Theoretical and practical implications

When designing seminars for teacher candidates, several theoretical and practical impulses may be gathered from this study. Initially, the results of this study provide an indication that supports constructivist learning principles in teacher education. In addition, the results underline the important role of teacher educators in encouraging and moderating discussions in terms of scaffolding (Hardy et al. 2006). Furthermore, when designing seminars for teacher candidates, we should—according to the model of Kunter et al. (2013)—understand teacher candidates, similar to students, as learners with individual prerequisites and constraints. Only if we consider these prerequisites and constraints can we provide effective learning opportunities for them.

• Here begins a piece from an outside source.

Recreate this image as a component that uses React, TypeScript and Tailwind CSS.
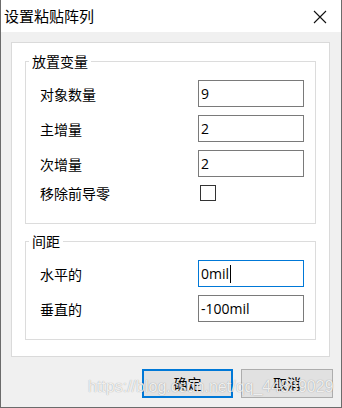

Some strategies to induce cognitive conflicts in teacher candidates and to facilitate the development of reflection may be of practical use, for example the method “critical friends” (Hatton and Smith 1995) and the use of video clubs (Sherin and Han 2004).

Video clubs refer to meetings in which groups of teacher candidates watch and discuss excerpts of video recordings of their classes. The advantages of videos are that they can capture the complexity and authenticity of what is happening in the classroom, they can be viewed several times and they require no immediate response to situations. This allows teacher candidates to reflect on their instruction and to analyze their decision-making processes (Sherin and Han 2004).

Altogether, Moir and Gless (2001) mentioned that high-quality induction programmes could act as a catalyst for changing school cultures and improving the teaching profession. Based on psychological learning theories, results from our study give a preliminary indication as to how these programmes may have to be shaped in order to achieve this desired effect.